Folha de S. Paulo


Editorial: Separação imprevisível

Segundo pesquisas de opinião, é imprevisível o resultado do plebiscito que decidirá se a Escócia deve ou não se separar do Reino Unido.

Há um mês, dava-se como certa a vitória dos unionistas. Mas a vantagem do "não" sobre o "sim" à independência, que beirou os 20 pontos percentuais, dissolveu-se. Levantamentos recentes apontam empate técnico entre as opções.

Ninguém contava com isso. Em 2012, quando David Cameron, primeiro-ministro britânico, decidiu atender a demanda do Partido Nacional Escocês e realizar a consulta, um possível êxito separatista nem era levado em consideração. Tratava-se apenas de dar uma satisfação a um grupo político.

Cameron imaginava que a medida não teria riscos e traria um benefício claro: a extinção de movimentos em prol de uma Escócia autônoma –utopia presente no imaginário do país desde que a união foi sacramentada, 307 anos atrás.

Talvez esse objetivo até venha a ser atingido, mas a um preço alto. No intuito de desestimular a secessão, o premiê prometeu ampliar os poderes do Parlamento escocês.

O anúncio pode encontrar ouvidos sensíveis entre os nacionalistas, que reclamam dos estreitos limites desse Legislativo, recriado em 1998. Hoje, de fato, o órgão só determina o destino de 7% do que seus cidadãos pagam em impostos.

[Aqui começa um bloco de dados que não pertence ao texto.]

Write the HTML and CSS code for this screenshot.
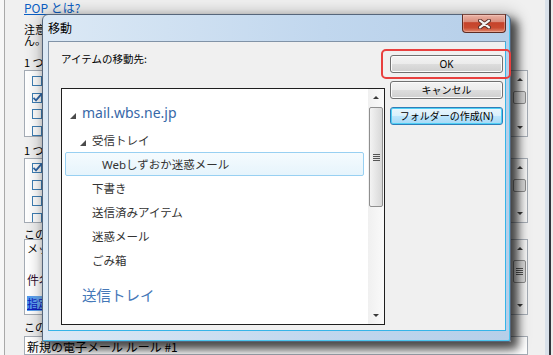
FILE: index.html
```html
<!DOCTYPE html>
<html>

<head>
  <meta charset="utf-8">
  <meta name="viewport" content="width=device-width">
  <title>移動</title>

  <link rel="stylesheet" href="styles.css">
</head>

<body>
  <div class="frame-left"></div>

  <main class="backwin">
    <a class="back-link" href="#">POP とは?</a>
    <p class="note">注意: POP3 アカウントでは、サーバー上のメッセージに対してルールを適用することはできませ<br>ん。</p>

    <p class="cap cap-1">1 つ以上の条件を選択してください</p>
    <div class="listbox box-1">
      <ul class="checks">
        <li><span class="cb"></span>メッセージを受信したとき</li>
        <li><span class="cb"><svg viewBox="0 0 10 10" width="10" height="10"><path d="M1.5 4.8 L4 7.4 L9.6 0.8" fill="none" stroke="#2f67a8" stroke-width="1.8"/></svg></span>件名に特定の文字が含まれる場合</li>
        <li><span class="cb"></span>差出人が特定のアドレスの場合</li>
        <li><span class="cb"></span>宛先が特定のアドレスの場合</li>
      </ul>
      <div class="vscroll">
        <div class="sb-btn up"></div>
        <div class="sb-track"><div class="thumb"></div></div>
        <div class="sb-btn down"></div>
      </div>
    </div>

    <p class="cap cap-2">1 つ以上の処理を選択してください</p>
    <div class="listbox box-2">
      <ul class="checks">
        <li><span class="cb"><svg viewBox="0 0 10 10" width="10" height="10"><path d="M1.5 4.8 L4 7.4 L9.6 0.8" fill="none" stroke="#2f67a8" stroke-width="1.8"/></svg></span>指定フォルダーに移動する</li>
        <li><span class="cb"></span>指定フォルダーにコピーする</li>
        <li><span class="cb"></span>削除する</li>
        <li><span class="cb"></span>転送する</li>
      </ul>
      <div class="vscroll">
        <div class="sb-btn up"></div>
        <div class="sb-track"><div class="thumb"></div></div>
        <div class="sb-btn down"></div>
      </div>
    </div>

    <p class="cap cap-3">このルールの説明を編集します (下線部分をクリックしてください)</p>
    <div class="listbox box-3">
      <ul class="rules">
        <li>メッセージを受信したとき</li>
        <li class="rule-2">件名に <u>特定の文字</u> が含まれる場合</li>
        <li class="rule-hl"><u>指定</u> フォルダーに移動する</li>
      </ul>
      <div class="vscroll">
        <div class="sb-btn up"></div>
        <div class="sb-track"><div class="thumb thumb-3"><span class="grip"></span></div></div>
        <div class="sb-btn down"></div>
      </div>
    </div>

    <p class="cap cap-4">このルールの名前を指定してください</p>
    <div class="name-input">新規の電子メール ルール #1</div>
  </main>

  <div class="frame-right"></div>

  <!-- move dialog window -->
  <section class="dialog">
    <div class="titlebar">
      <span class="title">移動</span>
      <button class="close">
        <svg viewBox="0 0 13 10" width="13" height="10">
          <path d="M2 1.6 L11 8.4 M11 1.6 L2 8.4" stroke="#5b2f28" stroke-width="4" stroke-linecap="round"/>
          <path d="M2 1.6 L11 8.4 M11 1.6 L2 8.4" stroke="#f4f4f4" stroke-width="2.2" stroke-linecap="round"/>
        </svg>
      </button>
    </div>

    <div class="client">
      <div class="pane">
        <div class="pane-label">アイテムの移動先:</div>
        <div class="tree">
          <ul class="tree-items">
            <li class="node root depth-0"><span class="tri"><svg viewBox="0 0 6 6" width="6" height="6"><polygon points="6,0 6,6 0,6" fill="#4b4b4b"/></svg></span>mail.wbs.ne.jp</li>
            <li class="node first depth-1"><span class="tri"><svg viewBox="0 0 6 6" width="6" height="6"><polygon points="6,0 6,6 0,6" fill="#4b4b4b"/></svg></span>受信トレイ</li>
            <li class="node selected depth-2"><span class="pad"></span>Webしずおか迷惑メール</li>
            <li class="node depth-1"><span class="pad"></span>下書き</li>
            <li class="node depth-1"><span class="pad"></span>送信済みアイテム</li>
            <li class="node depth-1"><span class="pad"></span>迷惑メール</li>
            <li class="node depth-1"><span class="pad"></span>ごみ箱</li>
            <li class="node root last depth-0"><span class="pad"></span>送信トレイ</li>
          </ul>
          <div class="vscroll tree-scroll">
            <div class="sb-btn up"></div>
            <div class="sb-track"><div class="thumb thumb-tree"><span class="grip"></span></div></div>
            <div class="sb-btn down"></div>
          </div>
        </div>
      </div>

      <div class="actions">
        <button class="btn">OK</button>
        <button class="btn">キャンセル</button>
        <button class="btn btn-default">フォルダーの作成(N)</button>
      </div>
    </div>
  </section>

  <div class="callout"></div>
</body>

</html>
```

FILE: styles.css
```css
* {
  box-sizing: border-box;
}

body {
  margin: 0;
  width: 553px;
  height: 355px;
  overflow: hidden;
  display: flex;
  background-color: #f0f0f0;
  font-family: "Noto Sans", "Noto Sans CJK JP", sans-serif;
  font-size: 12px;
  color: #000;
}

/* background window */

.frame-left {
  width: 5px;
  background-color: #f7f7f7;
  border-right: 1px solid #a9a9a9;
}

.frame-right {
  width: 8px;
  background: linear-gradient(to right, #d9e1ea 0 4px, #30353c 4px 6px, #ececec 6px);
}

.backwin {
  width: 540px;
  padding: 1px 17px 0 19px;
  display: flex;
  flex-direction: column;
  font-family: "Noto Sans CJK JP", sans-serif;
  font-size: 11px;
  white-space: nowrap;
  overflow: hidden;
}

.back-link {
  color: #0b5fc4;
  font-size: 12px;
  line-height: 13px;
  height: 13px;
  align-self: flex-start;
}

.note {
  margin: 10px 0 0;
  line-height: 10.5px;
}

.cap {
  margin: 0;
  line-height: 12px;
  height: 12px;
}

.cap-1 { margin-top: 11px; }
.cap-2 { margin-top: 7px; }
.cap-3 { margin-top: 5px; height: 11px; }
.cap-4 { margin-top: 6px; height: 13px; line-height: 13px; }

.listbox {
  display: flex;
  background-color: white;
  border: 1px solid #a5acb5;
}

.box-1 { margin-top: 2px; height: 67px; }
.box-2 { margin-top: 2px; height: 65px; }
.box-3 { height: 80px; }

.checks,
.rules {
  flex: 1;
  list-style: none;
  margin: 0;
  overflow: hidden;
}

.checks {
  padding: 2px 0 0 7px;
}

.box-2 .checks {
  padding-top: 1px;
}

.checks li {
  height: 16.5px;
  display: flex;
  align-items: center;
  gap: 5px;
}

.cb {
  flex: none;
  width: 10px;
  height: 10px;
  border: 1px solid #3f7fb5;
  background-color: white;
  display: flex;
  overflow: visible;
}

.cb svg {
  margin: -1px 0 0 -1px;
  overflow: visible;
}

.rules {
  padding: 2px 0 0 2px;
}

.rules li {
  line-height: 13px;
}

.rule-2 {
  margin-top: 18px;
  font-size: 12px;
  color: #301030;
}

.rule-hl {
  margin-top: 10px;
  height: 15px;
  line-height: 15px !important;
  color: #1020c0;
  background: linear-gradient(to right, #4d98ee, #7cb6f2 4%, #7cb6f2);
}

.vscroll {
  width: 16px;
  display: flex;
  flex-direction: column;
  background: linear-gradient(to right, #e6e6e6, #f7f7f7);
  border-left: 1px solid #e2e2e2;
}

.sb-btn {
  height: 17px;
  display: flex;
  align-items: center;
  justify-content: center;
}

.sb-btn::before {
  content: "";
  border-left: 3px solid transparent;
  border-right: 3px solid transparent;
}

.up::before {
  border-bottom: 3px solid #3a3a3a;
}

.down::before {
  border-top: 3px solid #3a3a3a;
}

.sb-track {
  flex: 1;
  padding-top: 3px;
}

.thumb {
  height: 13px;
  margin: 0 1px;
  border: 1px solid #8f8f8f;
  border-radius: 2px;
  background: linear-gradient(to right, #f3f3f3, #d8d8d8);
  display: flex;
  align-items: center;
  justify-content: center;
}

.thumb-3 { height: 23px; }

.grip {
  width: 7px;
  height: 7px;
  background: repeating-linear-gradient(to bottom, #555 0 1px, transparent 1px 2px);
}

.name-input {
  margin-top: 2px;
  height: 20px;
  background-color: white;
  border: 1px solid #a5acb5;
  padding: 2px 0 0 2px;
  font-size: 12px;
  line-height: 15px;
}

/* dialog */

.dialog {
  position: absolute;
  left: 42px;
  top: 14px;
  width: 469px;
  height: 328px;
  border: 1px solid #56667b;
  border-radius: 6px 6px 2px 2px;
  padding: 0 4px 10px 5px;
  display: flex;
  flex-direction: column;
  background: linear-gradient(to right, #dce9f5, #c1d7ee 60%, #b6cfe9);
  box-shadow: inset -1px -1px 0 #4ec6f0, 6px 6px 9px 1px rgba(0,0,0,0.62), 2px 3px 16px 3px rgba(0,0,0,0.3);
}

.titlebar {
  height: 26px;
  display: flex;
  align-items: center;
}

.title {
  font-family: "Noto Sans CJK JP", sans-serif;
  font-size: 12px;
  line-height: 14px;
}

.close {
  margin-left: auto;
  align-self: flex-start;
  margin-top: -1px;
  width: 44px;
  height: 19px;
  padding: 0;
  border: 1px solid #5e2c23;
  border-top-color: #7a4a42;
  border-radius: 0 0 4px 4px;
  background: linear-gradient(to bottom, #eab3a6 0%, #d98c7b 40%, #c5432b 45%, #c94a30 75%, #e08a70 100%);
  display: flex;
  align-items: center;
  justify-content: center;
  box-shadow: inset 0 0 0 1px rgba(255,220,210,0.35);
}

.client {
  flex: 1;
  display: flex;
  gap: 5px;
  padding: 9px 2px 5px 12px;
  background-color: #f0f0f0;
  border: 1px solid #8193a7;
  border-right-color: #36b4e8;
  border-bottom-color: #36b4e8;
  font-family: "Noto Sans CJK JP", sans-serif;
}

.pane {
  width: 324px;
  display: flex;
  flex-direction: column;
}

.pane-label {
  font-size: 10.5px;
  line-height: 15px;
  margin-bottom: 22px;
}

.tree {
  flex: 1;
  display: flex;
  background-color: white;
  border: 1px solid #1f1f1f;
}

.tree-items {
  flex: 1;
  list-style: none;
  margin: 0;
  padding: 11px 4px 0 3px;
}

.node {
  height: 24px;
  display: flex;
  align-items: center;
  color: #333;
  font-family: "Noto Sans", "Noto Sans CJK JP", sans-serif;
  font-size: 11.5px;
  line-height: 17px;
  white-space: nowrap;
}

.node.root {
  height: 26px;
  color: #3868a8;
  font-size: 14px;
  line-height: 20px;
}

.node.first { margin-top: 2px; }

.node.last {
  margin-top: 8px;
  height: 30px;
  font-family: "Noto Sans CJK JP", sans-serif;
  font-size: 14.5px;
  line-height: 22px;
  color: #4478b8;
}

.depth-0 { padding-left: 5px; }
.depth-1 { padding-left: 15px; }
.depth-2 { padding-left: 24px; }

.tri {
  flex: none;
  width: 6px;
  height: 6px;
  margin: 5px 6px 0 0;
  display: flex;
}

.root .tri {
  margin-top: 6px;
}

.pad {
  flex: none;
  width: 12px;
}

.node.selected {
  border: 1px solid #98d0f2;
  border-radius: 2px;
  background: linear-gradient(to bottom, #f5fbfe, #e6f4fc);
}

.tree-scroll {
  border-left: none;
  background: linear-gradient(to right, #f0f0f0, #fafafa);
}

.thumb-tree {
  height: 100px;
  margin-top: -2px;
}

.actions {
  width: 113px;
  display: flex;
  flex-direction: column;
  gap: 8px;
  padding-top: 4px;
}

.btn {
  height: 18px;
  padding: 0;
  border: 1px solid #707070;
  border-radius: 3px;
  background: linear-gradient(to bottom, #f3f3f3 0%, #ebebeb 50%, #dddddd 50%, #cfcfcf 100%);
  box-shadow: inset 0 0 0 1px #fbfbfb;
  font-family: "Noto Sans", "Noto Sans CJK JP", sans-serif;
  font-size: 10px;
  line-height: 16px;
  color: #000;
}

.btn-default {
  border-color: #2f7db8;
  background: linear-gradient(to bottom, #eaf6fd 0%, #d9f0fc 50%, #bee6fd 50%, #a7d9f5 100%);
  box-shadow: inset 0 0 0 1px #4fd0f5;
}

/* annotation around the OK button */
.callout {
  position: absolute;
  left: 381px;
  top: 49px;
  width: 130px;
  height: 30px;
  border: 2px solid #e8403f;
  border-radius: 5px;
}
```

Para o Reino Unido, é melhor perder os anéis e preservar os dedos. Num eventual divórcio, a Escócia levará um terço do território, 5,3 milhões de pessoas (8% da população) e quase 10% do PIB. Sobretudo, estão em águas escocesas 90% das reservas petrolíferas, estimadas de 16 bilhões a 24 bilhões de barris (o maior campo do pré-sal brasileiro tem 6,5 bilhões).

Também estão em jogo questões menos mensuráveis, embora muito relevantes. A imagem do Reino Unido como potência global sairá ainda mais afetada em caso de separação. O equilíbrio europeu depende da existência de forças que se anulem, e vácuos de poder decerto serão ocupados.

Razões não faltam para o restante do reino se empenhar em conter o impulso nacionalista. Inclusive seria melhor, pelas implicações da decisão, que todos votassem.

Essa, aliás, deveria ser a norma diante de movimentos separatistas, cabendo à população inteira a palavra final –do contrário, a unidade de qualquer país estaria sob constante risco de fragmentação. Exceções à regra sempre poderão ser apontadas em situações de flagrante opressão ou anexação recente e artificial, por exemplo.

Não era o caso da Escócia; mas, tendo aceitado o eleitorado restrito, agora o Reino Unido inteiro espera a escolha dos escoceses.